Il ne faut pas être seul pour être soi, dans la solitude nous n’existons pas. Appartenir à l’humanité, c’est être cet animal politique (social) qui se constitue dans et par les autres. Mais l’existence sociale engendre le conformisme et n’est donc que la condition nécessaire mais non suffisante pour être soi-même. On peut se demander s’il existe quelqu’un de véritablement lui-même. Ce qui apparaît, c’est surtout notre opacité à nous-mêmes comme l’ont montré la psychanalyse ou la sociologie. La conscience est le lieu d’illusions : illusion de l’indépendance, illusion de l’autosuffisance, illusion d’avoir un être. La conscience est changement, mobilité, dissimulation. Puis-je, dans ce contexte, savoir qui je suis ?
Dans notre relation avec les autres, nous devons aborder la communication qui pose le principe double de l’interprétation ; l’individu qui s’exprime construisant un message approximatif sur les bases de son être, celui avec qui il communique devra l’interpréter en fonction de son esprit propre. De la fragilité de ce travail d’interprétation résulte une incommunicabilité fondamentale entre les hommes (thème exploité par exemple par Albert Camus).
D’autre part, en référence aux travaux de Sfez, Habermas, Apel, ... nous constatons une déviation du principe de communication ; principe somme toute naturel en l’homme depuis la nuit des temps. Comme le souligne Sfez : On ne parlait pas de communication dans l’Athènes démocratique, car la communication était au principe même de la société. Un citoyen grec ne doutait pas des vertus du langage et de la discussion, mais à ses yeux une idée de ce genre, une société de communication, n’aurait pas représenté beaucoup plus qu’une tautologie sans intérêt. Or le modernisme est à l’heure du tout communication ; comme le souligne Habermas : La communication devient la Voix unique, qui seule peut unifier un univers ayant perdu en route tout autre référent. Communiquons. Communiquons par les instruments qui ont, précisément, affaibli la communication. Voilà le paradoxe où nous sommes jetés
Il semble que nous ayaons une double problématique. La première est levée par Habermas, soulignant que l’autonomie des sphères de rationalité issues de la modernité (celles de la science moderne, du droit positif, des éthiques profanes et de l’art devenu autonome) ne réclame ni fondation ni justification. Mais elle pose des problèmes de médiation que les grâces bénies de la science et de la technique ne permettent certainement pas de résoudre à elles seules. Et que la philosophie moderne a déserté le champ de l’explication. L’autre est levée par Revel : Dans notre tradition philosophique, telle que l’imposent les quelques milliers d’ouvrages qui la contiennent matériellement, une inversion de sens a donc fait que les philosophes ne nous invitent plus à comprendre que leur propre système.

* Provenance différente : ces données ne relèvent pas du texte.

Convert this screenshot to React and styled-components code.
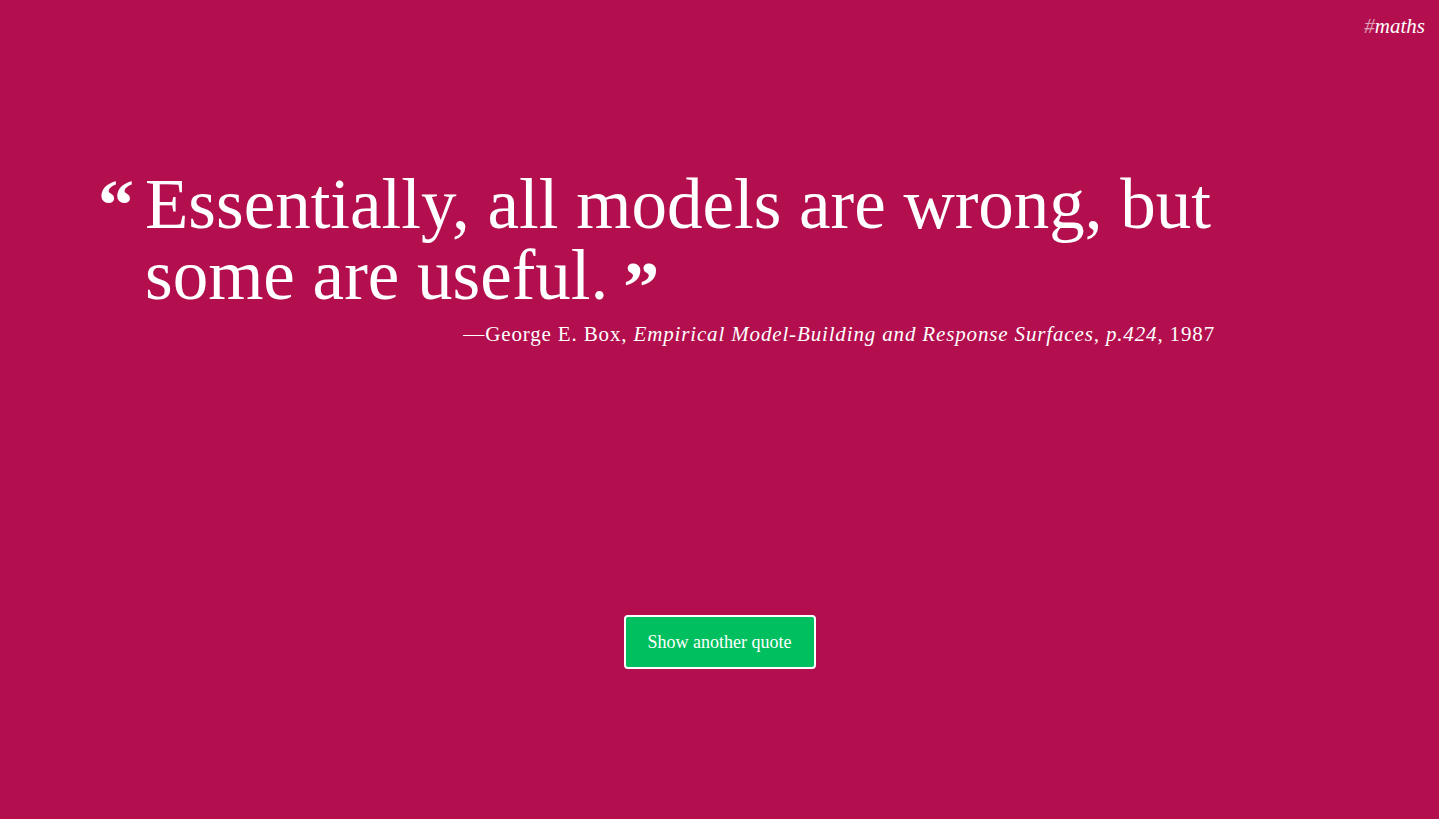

Or, un système philosophique n’est pas fait pour être compris : il est fait pour faire comprendre ; la phisophie sortant du champ explicatif du monde.
On construit aujourd’hui les individus sur la matière, sur les bases utopiques de la transposition des universaux de la pensée en universaux de l’action. Le résultat, nous le constatons aujourd’hui, dans une société qui ne sait plus communiquer avec elle-même, dont la cohésion est contestée, dont les valeurs se délitent, que des symboles trop usés ne parviennent plus à unifier.